One of my delights during this dark time of the year is to view the bright morning star Venus in the southeast sky just before dawn. I am fortunate that our bedroom window faces southeast so I get a clear view of the “star” (actually a planet) shinning so confidently and powerfully in its solitary sojourn across the morning sky. From time immemorial the stars have accompanied us, guided us, inspired us to remember the vast glory and awe that invites our souls and imagination into an awesome mystery that humbles and delights us with eternal assurance, especially during dark times.
Ten years ago I spent a week at Ring Lake Ranch in the high desert area of the Wind Mountains in Wyoming. The retreat center is located outside of the town of Dubois which has the distinction, I understand, of being the most isolated town in the lower states, most importantly it is isolated from light pollution. One spectacularly clear night I was mesmerized by the sheer, overwhelming expanse of millions of stars tightly covering the whole canopy of the sky. The Milky Way really did become a “road of stars.” I didn’t know whether to laugh or cry. How can the heart hold such wonder!
The morning star Venus is the ancient symbol of love and the only star with a feminine name. She is a celestial reminder that ultimately our most expansive experience of God is love and our primary purpose in our brief sojourn here on earth is to learn to love and to be loved. I consider Venus as an angel that raises our spirits above the vulnerability and travail when lives can seem to close in on us.
It is a challenge to maintain spiritual and emotional equilibrium when so much in the news can feel not only unjust but cruel, depressing and despairing. A number of times a day I am reminded about the suffering caused by the warfare in Palestine and the Ukraine especially. And just being as fully present as possible to life in general always includes sharing in the hardships of family and friends and our communities, especially in this emotionally heightened holiday season.
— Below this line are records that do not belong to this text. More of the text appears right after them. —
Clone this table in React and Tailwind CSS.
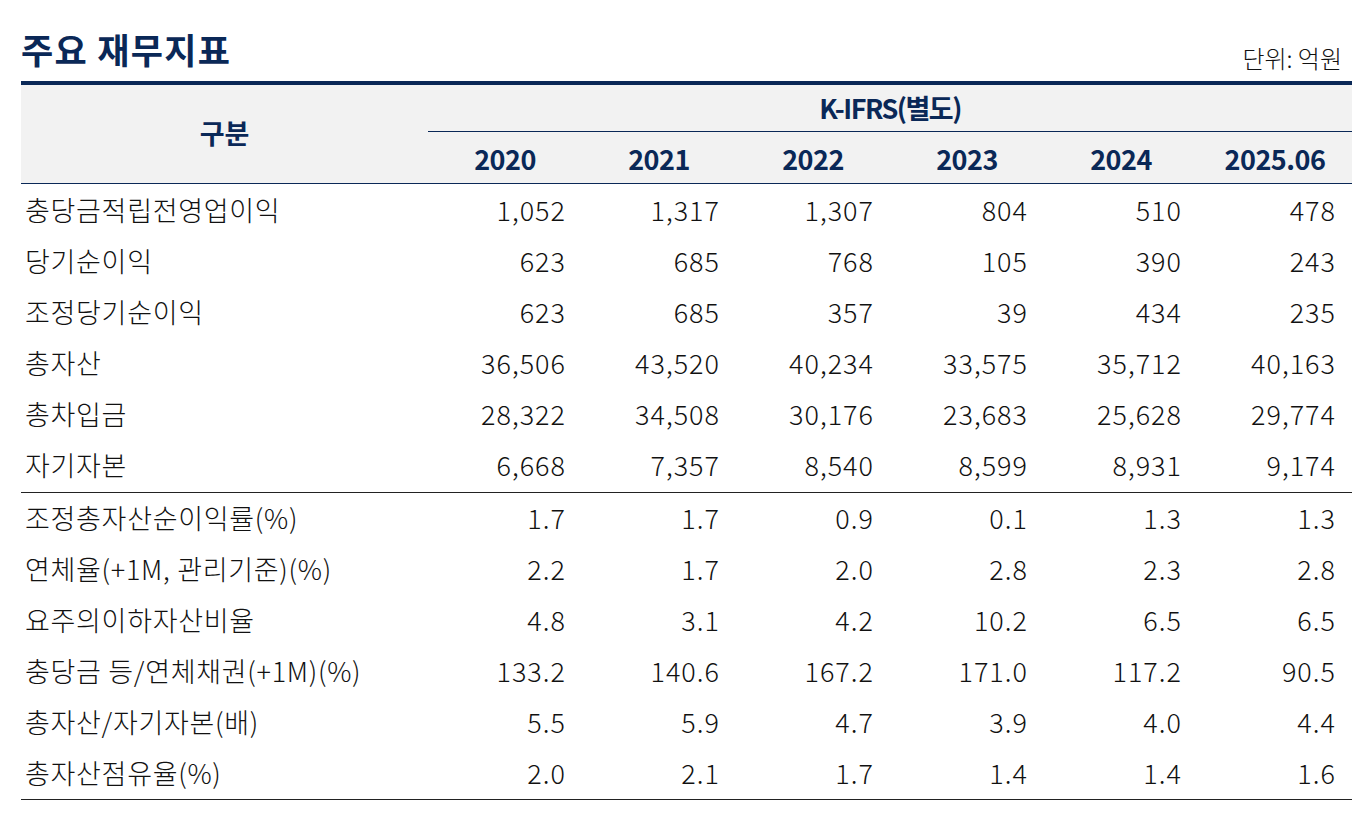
import React from "react";

const NAVY = "text-[#0a2857]";

const rows1 = [
  ["충당금적립전영업이익", "1,052", "1,317", "1,307", "804", "510", "478"],
  ["당기순이익", "623", "685", "768", "105", "390", "243"],
  ["조정당기순이익", "623", "685", "357", "39", "434", "235"],
  ["총자산", "36,506", "43,520", "40,234", "33,575", "35,712", "40,163"],
  ["총차입금", "28,322", "34,508", "30,176", "23,683", "25,628", "29,774"],
  ["자기자본", "6,668", "7,357", "8,540", "8,599", "8,931", "9,174"],
];
const rows2 = [
  ["조정총자산순이익률(%)", "1.7", "1.7", "0.9", "0.1", "1.3", "1.3"],
  ["연체율(+1M, 관리기준)(%)", "2.2", "1.7", "2.0", "2.8", "2.3", "2.8"],
  ["요주의이하자산비율", "4.8", "3.1", "4.2", "10.2", "6.5", "6.5"],
  ["충당금 등/연체채권(+1M)(%)", "133.2", "140.6", "167.2", "171.0", "117.2", "90.5"],
  ["총자산/자기자본(배)", "5.5", "5.9", "4.7", "3.9", "4.0", "4.4"],
  ["총자산점유율(%)", "2.0", "2.1", "1.7", "1.4", "1.4", "1.6"],
];
const years = ["2020", "2021", "2022", "2023", "2024", "2025.06"];

function Row({ r }) {
  return (
    <div className="grid grid-cols-[407px_repeat(6,154px)] h-[51px] items-center font-light">
      <div className="pl-[4px] whitespace-nowrap tracking-[0.7px]">{r[0]}</div>
      {r.slice(1).map((v, i) => (
        <div key={i} className="text-right pr-[16px] tracking-[1px]">{v}</div>
      ))}
    </div>
  );
}

export default function App() {
  return (
    <div
      className="bg-white w-[1368px] h-[816px] text-[#111] pl-[21px]"
      style={{ fontFamily: '"Noto Sans CJK KR", "Noto Sans", sans-serif' }}
    >
      <div className="w-[1331px] h-[81px] flex justify-between items-start">
        <div className={`pt-[24px] text-[35px] leading-[50px] font-bold tracking-[1.3px] ${NAVY}`}>
          주요 재무지표
        </div>
        <div className="pt-[40px] pr-[10px] text-[24px] leading-[36px] text-[#111] font-light">단위: 억원</div>
      </div>
      <div className="w-[1331px] border-t-4 border-[#0a2857] text-[27px]">
        <div className={`bg-[#f2f2f2] grid grid-cols-[407px_repeat(6,154px)] grid-rows-[47px_51px] border-b border-[#0a2857] font-bold ${NAVY}`}>
          <div className="row-span-2 flex items-center justify-center pb-[2px]">구분</div>
          <div className="col-span-6 flex items-center justify-center border-b border-[#0a2857] tracking-[-1.5px]">
            K-IFRS(별도)
          </div>
          {years.map((y) => (
            <div key={y} className="flex items-center justify-center pt-[3px] tracking-[-0.5px]">{y}</div>
          ))}
        </div>
        <div className="border-b border-[#222] py-[1px]">
          {rows1.map((r) => (
            <Row key={r[0]} r={r} />
          ))}
        </div>
        <div className="border-b border-[#222]">
          {rows2.map((r) => (
            <Row key={r[0]} r={r} />
          ))}
        </div>
      </div>
    </div>
  );
}
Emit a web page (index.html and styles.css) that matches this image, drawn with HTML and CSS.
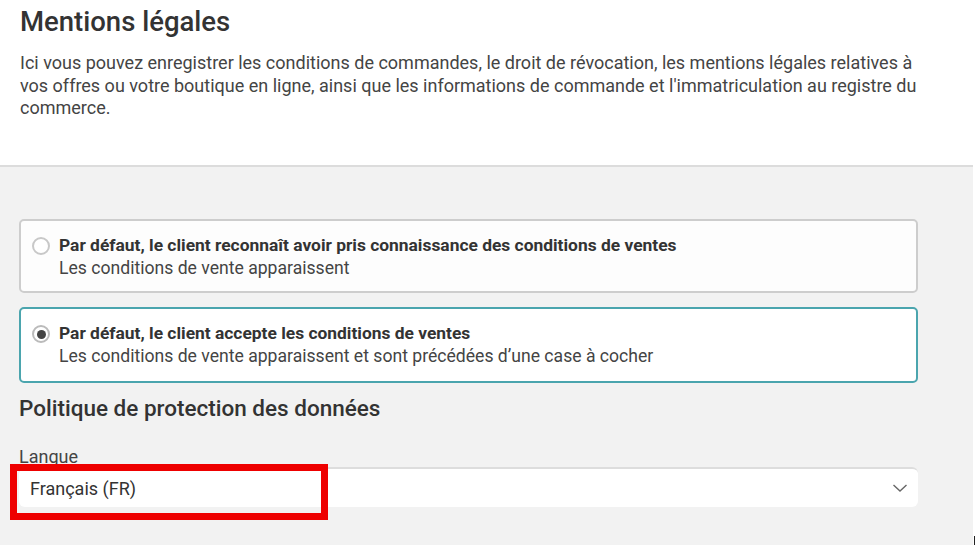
FILE: index.html
```html
<!DOCTYPE html>
<html lang="fr">
<head>
    <meta charset="UTF-8">
    <meta name="viewport" content="width=device-width, initial-scale=1.0">
    <title>Mentions légales</title>
    <link rel="stylesheet" href="styles.css">
</head>
<body>
    <div class="page">
        <header class="intro">
            <h1>Mentions légales</h1>
            <p>Ici vous pouvez enregistrer les conditions de commandes, le droit de révocation, les mentions légales relatives à vos offres ou votre boutique en ligne, ainsi que les informations de commande et l'immatriculation au registre du commerce.</p>
        </header>

        <main class="content">
            <label class="option">
                <span class="radio"></span>
                <span class="option-text">
                    <strong>Par défaut, le client reconnaît avoir pris connaissance des conditions de ventes</strong>
                    <span>Les conditions de vente apparaissent</span>
                </span>
            </label>

            <label class="option selected">
                <span class="radio checked"></span>
                <span class="option-text">
                    <strong>Par défaut, le client accepte les conditions de ventes</strong>
                    <span>Les conditions de vente apparaissent et sont précédées d’une case à cocher</span>
                </span>
            </label>

            <h2>Politique de protection des données</h2>

            <div class="field">
                <div class="field-label">Langue</div>
                <div class="select">
                    <span>Français (FR)</span>
                    <svg width="16" height="10" viewBox="0 0 16 10"><path d="M1.5 2 L8 8 L14.5 2" fill="none" stroke="#666" stroke-width="1.4"/></svg>
                    <div class="highlight"></div>
                </div>
            </div>
        </main>
    </div>
    <div class="cursor"></div>
</body>
</html>
```

FILE: styles.css
```css
html, body {
    margin: 0;
    height: 100%;
    background: #fff;
}

body {
    font-family: Roboto, "Liberation Sans", sans-serif;
    color: #333;
    overflow: hidden;
    position: relative;
}

.page {
    width: 973px;
    min-height: 100%;
    background: #f2f2f2;
}

.intro {
    background: #fff;
    padding: 6px 55px 0 20px;
    height: 159px;
    border-bottom: 2px solid #dcdcdc;
}

h1 {
    margin: 0;
    font-size: 27.5px;
    font-weight: 500;
    line-height: 32px;
    color: #333;
}

.intro p {
    margin: 14px 0 0;
    font-size: 18px;
    line-height: 22.5px;
    color: #444;
}

.content {
    padding: 52px 55px 0 19px;
}

.option {
    display: flex;
    align-items: flex-start;
    gap: 9px;
    background: #fdfdfd;
    border: 2px solid #cdcdcd;
    border-radius: 5px;
    padding: 13px 12px 11px 11px;
    margin-bottom: 14px;
}

.option.selected {
    background: #fff;
    border-color: #4ba5ae;
    padding-bottom: 13px;
    margin-bottom: 12px;
}

.radio {
    flex: none;
    box-sizing: border-box;
    width: 18px;
    height: 18px;
    margin-top: 3px;
    border: 2px solid #c8c8c8;
    border-radius: 50%;
    display: flex;
    align-items: center;
    justify-content: center;
    background: #fff;
}

.radio.checked {
    border-color: #bbb;
}

.radio.checked::after {
    content: "";
    width: 9px;
    height: 9px;
    border-radius: 50%;
    background: #444;
}

.option-text {
    display: flex;
    flex-direction: column;
    font-size: 17.6px;
    line-height: 23px;
    color: #444;
}

.option-text strong {
    font-weight: 700;
    color: #333;
    font-size: 17.4px;
}

h2 {
    margin: 0;
    font-size: 22.5px;
    font-weight: 500;
    line-height: 26px;
    color: #333;
}

.field {
    margin-top: 26px;
}

.field-label {
    font-size: 18px;
    line-height: 20px;
    color: #444;
}

.select {
    position: relative;
    display: flex;
    align-items: center;
    justify-content: space-between;
    height: 38px;
    padding: 0 10px 0 11px;
    background: #fff;
    border-top: 2px solid #ddd;
    border-radius: 6px;
    font-size: 18px;
    color: #333;
}

.highlight {
    position: absolute;
    left: -9px;
    top: -5px;
    width: 304px;
    height: 42px;
    border: 7px solid #ee0000;
}

.cursor {
    position: absolute;
    left: 974px;
    bottom: 0;
    width: 1px;
    height: 9px;
    background: #222;
}
```
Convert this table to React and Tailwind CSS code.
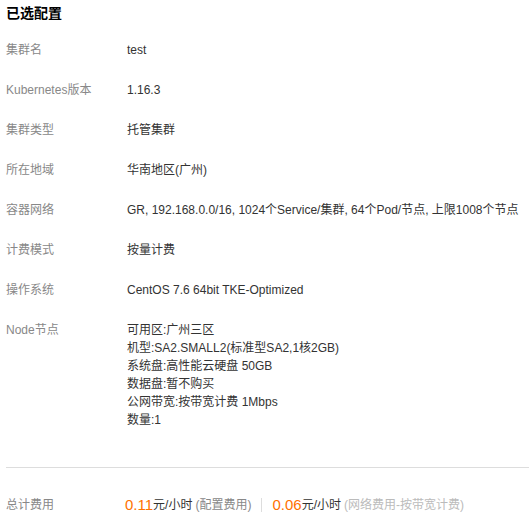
import React from 'react'

const rows = [
  { label: '集群名', value: 'test' },
  { label: 'Kubernetes版本', value: '1.16.3' },
  { label: '集群类型', value: '托管集群' },
  { label: '所在地域', value: '华南地区(广州)' },
  { label: '容器网络', value: 'GR, 192.168.0.0/16, 1024个Service/集群, 64个Pod/节点, 上限1008个节点' },
  { label: '计费模式', value: '按量计费' },
  { label: '操作系统', value: 'CentOS 7.6 64bit TKE-Optimized' },
]

const nodeLines = [
  '可用区:广州三区',
  '机型:SA2.SMALL2(标准型SA2,1核2GB)',
  '系统盘:高性能云硬盘 50GB',
  '数据盘:暂不购买',
  '公网带宽:按带宽计费 1Mbps',
  '数量:1',
]

export default function App() {
  return (
    <div
      className="w-[529px] h-[520px] bg-white pl-[6px] overflow-hidden"
      style={{ fontFamily: '"Liberation Sans", "Noto Sans CJK SC", sans-serif' }}
    >
      <h2 className="text-[14px] font-bold text-black leading-[26px]">已选配置</h2>

      <div className="mt-[15px] flex flex-col gap-[22px] text-[12px] leading-[18px]">
        {rows.map((r) => (
          <div key={r.label} className="flex">
            <div className="w-[121px] shrink-0 text-[#888]">{r.label}</div>
            <div className="text-[#333] whitespace-nowrap">{r.value}</div>
          </div>
        ))}
        <div className="flex">
          <div className="w-[121px] shrink-0 text-[#888]">Node节点</div>
          <div className="text-[#333] flex flex-col">
            {nodeLines.map((l) => (
              <div key={l}>{l}</div>
            ))}
          </div>
        </div>
      </div>

      <div className="mt-[38px] border-t border-[#ddd]" />

      <div className="mt-[28px] flex items-center text-[12px] leading-[18px]">
        <div className="w-[121px] shrink-0 text-[#888]">总计费用</div>
        <div className="flex items-center">
          <span className="text-[15px] text-[#ff7200] ml-[-2px]">0.11</span>
          <span className="text-[#333]">元/小时</span>
          <span className="text-[#888] ml-[3px]">(配置费用)</span>
          <span className="mx-[10px] h-[14px] border-l border-[#ddd]" />
          <span className="text-[15px] text-[#ff7200]">0.06</span>
          <span className="text-[#333]">元/小时</span>
          <span className="text-[#bbb] ml-[3px]">(网络费用-按带宽计费)</span>
        </div>
      </div>
    </div>
  )
}
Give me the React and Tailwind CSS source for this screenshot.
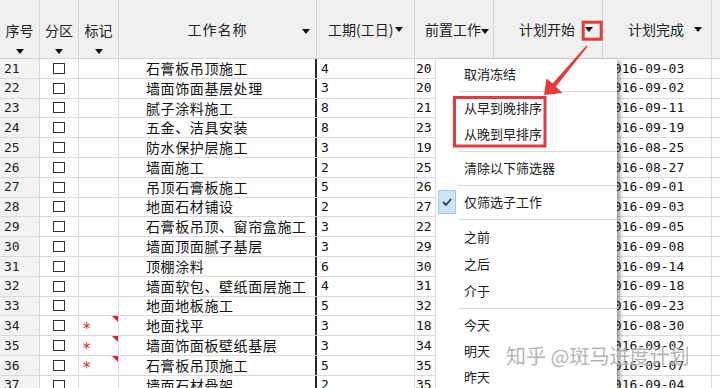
import React from "react";

const rows = [
  [21, "石膏板吊顶施工", 4, 20, "2016-09-03"],
  [22, "墙面饰面基层处理", 3, 20, "2016-09-02"],
  [23, "腻子涂料施工", 8, 21, "2016-09-11"],
  [24, "五金、洁具安装", 8, 23, "2016-09-19"],
  [25, "防水保护层施工", 3, 19, "2016-08-25"],
  [26, "墙面施工", 2, 25, "2016-08-27"],
  [27, "吊顶石膏板施工", 5, 26, "2016-09-01"],
  [28, "地面石材铺设", 2, 27, "2016-09-03"],
  [29, "石膏板吊顶、窗帘盒施工", 3, 22, "2016-09-05"],
  [30, "墙面顶面腻子基层", 3, 29, "2016-09-08"],
  [31, "顶棚涂料", 6, 30, "2016-09-14"],
  [32, "墙面软包、壁纸面层施工", 4, 31, "2016-09-18"],
  [33, "地面地板施工", 5, 32, "2016-09-23"],
  [34, "地面找平", 3, 18, "2016-08-30", true],
  [35, "墙面饰面板壁纸基层", 3, 34, "2016-09-02", true],
  [36, "石膏板吊顶施工", 5, 35, "2016-09-07", true],
  [37, "墙面石材骨架", 2, 35, "2016-09-04"],
];

const mono = "font-['DejaVu_Sans_Mono','Noto_Sans_CJK_SC',monospace] text-[13px]";

function Caret() {
  return <div className="w-0 h-0 border-x-[4px] border-x-transparent border-t-[5px] border-t-[#111]" />;
}

function StackHead({ w, label }) {
  return (
    <div className={`${w} shrink-0 flex flex-col items-center border-r border-[#d6d6d6] pt-[20px]`}>
      <div className="leading-[20px]">{label}</div>
      <div className="mt-[9px]">
        <Caret />
      </div>
    </div>
  );
}

function MenuItem({ children, h = "h-[26px]", checked }) {
  return (
    <div className={`flex items-center ${h}`}>
      <div className="w-[28px] h-full flex items-center pl-[2px]">
        {checked && (
          <div className="w-[18px] h-[24px] bg-[#cfe5f7] border border-[#9dcbee] flex items-center justify-center">
            <svg width="10" height="8" viewBox="0 0 10 8">
              <path d="M1 4 L4 7 L9 1" fill="none" stroke="#1c3c6b" strokeWidth="1.8" />
            </svg>
          </div>
        )}
      </div>
      <span>{children}</span>
    </div>
  );
}

function Sep() {
  return (
    <div className="h-[8px] flex items-center">
      <div className="ml-[22px] flex-1 h-px bg-[#d9d9d9]" />
    </div>
  );
}

export default function App() {
  return (
    <div className="relative w-[720px] h-[388px] overflow-hidden bg-white text-[#111] font-['Noto_Sans_CJK_SC',sans-serif]">
      {/* header */}
      <div className="flex h-[59px] bg-[#f0f0f0] border-b border-[#d3d3d3] text-[14px] text-[#222]">
        <StackHead w="w-[40px]" label="序号" />
        <StackHead w="w-[39px]" label="分区" />
        <StackHead w="w-[40px]" label="标记" />
        <div className="w-[198px] shrink-0 relative flex items-center justify-center border-r border-[#d6d6d6] pt-[1px]">
          <span className="tracking-[1px]">工作名称</span>
          <div className="absolute right-[6px] top-[29px]">
            <Caret />
          </div>
        </div>
        <div className="w-[98px] shrink-0 flex items-center pl-[11px] gap-[2px] border-r border-[#d6d6d6] pt-[1px]">
          <span>工期(工日)</span>
          <Caret />
        </div>
        <div className="w-[79px] shrink-0 relative flex items-center pl-[10px] overflow-hidden whitespace-nowrap border-r border-[#d6d6d6] pt-[1px]">
          <span>前置工作</span>
          <div className="absolute right-[4px] top-[29px]">
            <Caret />
          </div>
        </div>
        <div className="w-[109px] shrink-0 flex items-center pl-[25px] border-r border-[#d6d6d6] pt-[1px]">
          <span>计划开始</span>
          <div className="ml-[10px]">
            <Caret />
          </div>
        </div>
        <div className="w-[109px] shrink-0 flex items-center pl-[25px] border-r border-[#d6d6d6] pt-[1px]">
          <span>计划完成</span>
          <div className="ml-[10px]">
            <Caret />
          </div>
        </div>
        <div className="flex-1" />
      </div>

      {/* rows */}
      {rows.map(([no, name, days, pre, start, mark]) => (
        <div key={no} className="flex h-[19.8px] border-b border-[#dadada] items-stretch">
          <div className={`w-[40px] shrink-0 bg-[#f3f3f3] border-r border-[#d6d6d6] pl-[4px] flex items-center ${mono} text-[#222]`}>
            {no}
          </div>
          <div className="w-[39px] shrink-0 border-r border-[#dadada] flex items-center justify-center">
            <div className="w-[12px] h-[11px] border border-[#333] bg-white" />
          </div>
          <div className="w-[40px] shrink-0 relative border-r border-[#dadada] flex items-center pl-[4px]">
            {mark && (
              <>
                <span className="font-['DejaVu_Sans',sans-serif] text-[#e0262b] text-[15px] leading-none mt-[7px]">*</span>
                <div className="absolute right-0 top-0 w-0 h-0 border-t-[6px] border-t-[#d9222a] border-l-[6px] border-l-transparent" />
              </>
            )}
          </div>
          <div className="w-[198px] shrink-0 border-r-2 border-r-[#2a2a2a] flex items-center pl-[27px] text-[14px] tracking-[0.6px] whitespace-nowrap overflow-hidden">
            {name}
          </div>
          <div className={`w-[98px] shrink-0 border-r border-[#dadada] flex items-center pl-[4px] ${mono}`}>{days}</div>
          <div className={`w-[79px] shrink-0 border-r border-[#dadada] flex items-center pl-[1px] ${mono}`}>{pre}</div>
          <div className="w-[109px] shrink-0 border-r border-[#dadada]" />
          <div className={`w-[109px] shrink-0 border-r border-[#dadada] flex items-center pl-[3px] ${mono}`}>{start}</div>
          <div className="flex-1" />
        </div>
      ))}

      {/* filter dropdown */}
      <div className="absolute left-[435px] top-[59px] w-[182px] h-[340px] bg-white border-l border-[#dedede] shadow-[3px_2px_4px_rgba(0,0,0,0.4)] pt-[2px] text-[13px] text-[#1a1a1a]">
        <MenuItem>取消冻结</MenuItem>
        <Sep />
        <MenuItem>从早到晚排序</MenuItem>
        <MenuItem>从晚到早排序</MenuItem>
        <Sep />
        <MenuItem>清除以下筛选器</MenuItem>
        <Sep />
        <MenuItem checked>仅筛选子工作</MenuItem>
        <Sep />
        <MenuItem h="h-[27px]">之前</MenuItem>
        <MenuItem h="h-[27px]">之后</MenuItem>
        <MenuItem h="h-[27px]">介于</MenuItem>
        <Sep />
        <MenuItem>今天</MenuItem>
        <MenuItem>明天</MenuItem>
        <MenuItem>昨天</MenuItem>
      </div>

      {/* annotations */}
      <svg className="absolute left-0 top-0 pointer-events-none" width="720" height="388" viewBox="0 0 720 388">
        <rect x="583.2" y="22.2" width="18" height="17" fill="none" stroke="#e23a3d" strokeWidth="3" />
        <rect x="454.5" y="97.5" width="90.5" height="48.5" fill="none" stroke="#e23a3d" strokeWidth="3" />
        <polygon
          points="544,95 546.5,78.5 552.6,83.6 586.4,45.6 587.6,46.6 555.8,86.8 562.5,93"
          fill="#e8393b"
        />
      </svg>

      <div className="absolute left-[506px] top-[342px] text-[20px] leading-[28px] text-[#9a9a9a]/75 whitespace-nowrap [text-shadow:0_0_2px_rgba(255,255,255,0.9)]">
        知乎 @斑马进度计划
      </div>
    </div>
  );
}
But that lovely morning star provides perspective and an intimation of reality that creation is so much larger than we can imagine. Whether or not we can ascribe a celestial perspective such as a star as a ray of hope, we can be reminded that the celestial bodies by their very existence bring a promise of eternal order above our earthly chaos.
And finally I am reminded of the prominent role a star, I imagine to be Venus, in the biblical Jesus narrative provided guidance for the three “wise men.” . They were seeking a presence worthy of the most precious of gifts, with a promise, a hope, for the release for their people from an oppressive power. And the utter surprise of the story is that were directed to a savior who was not a well-placed heroic figure, but a simple, lowly baby born to poor, displaced parents with “no place to lay their heads.” The star is but one of the memorable symbols that anchor the birth of Jesus narrative in a timeless story of redemption and hope..
We in the northwest have many blessings from our environment, but we seldom have access to a fully illumined night sky. But we can still know all those stars are out there in all their glory, shining down upon us with their blessing of eternity, promise, and hope.
May this Season of Light bring you intimations of starlit promise, assurance and hope.
Note on Venus
For those interested in astronomy, below is some basic information about Venus and its current status. I found that the astronomers are so excited about their field they want to overly regale us with the wonders of the skies, and a simple request for information on Venus became pages of background information on all that is related to this one topic. Below is but a taste, and I encourage you to google Venus for more information.
"Venus was at inferior conjunction on Aug. 13, in line between the Earth and the sun. Now it is swinging away from that line, speeding ahead of the Earth in its faster orbit.
In fact, Venus has erupted into view in the eastern morning sky during the past couple of weeks. When September opened, this resplendent "Morning Star" was rising just prior to dawn's first glow at around 4:30 a.m. local daylight time. But with each passing morning, Venus has been rising ever higher and has been getting a little brighter; it will attain its greatest brilliance on Sept. 19, appearing at an eye-popping magnitude of -4.8. This is 23 times as bright as the brightest star in the sky, Sirius (in Canis Major, the Big Dog), and seven times as bright as the next-brightest planet, Jupiter.
And by month's end, it's rising just prior to 3:30 a.m. and will precede the sun by some three and a half hours!"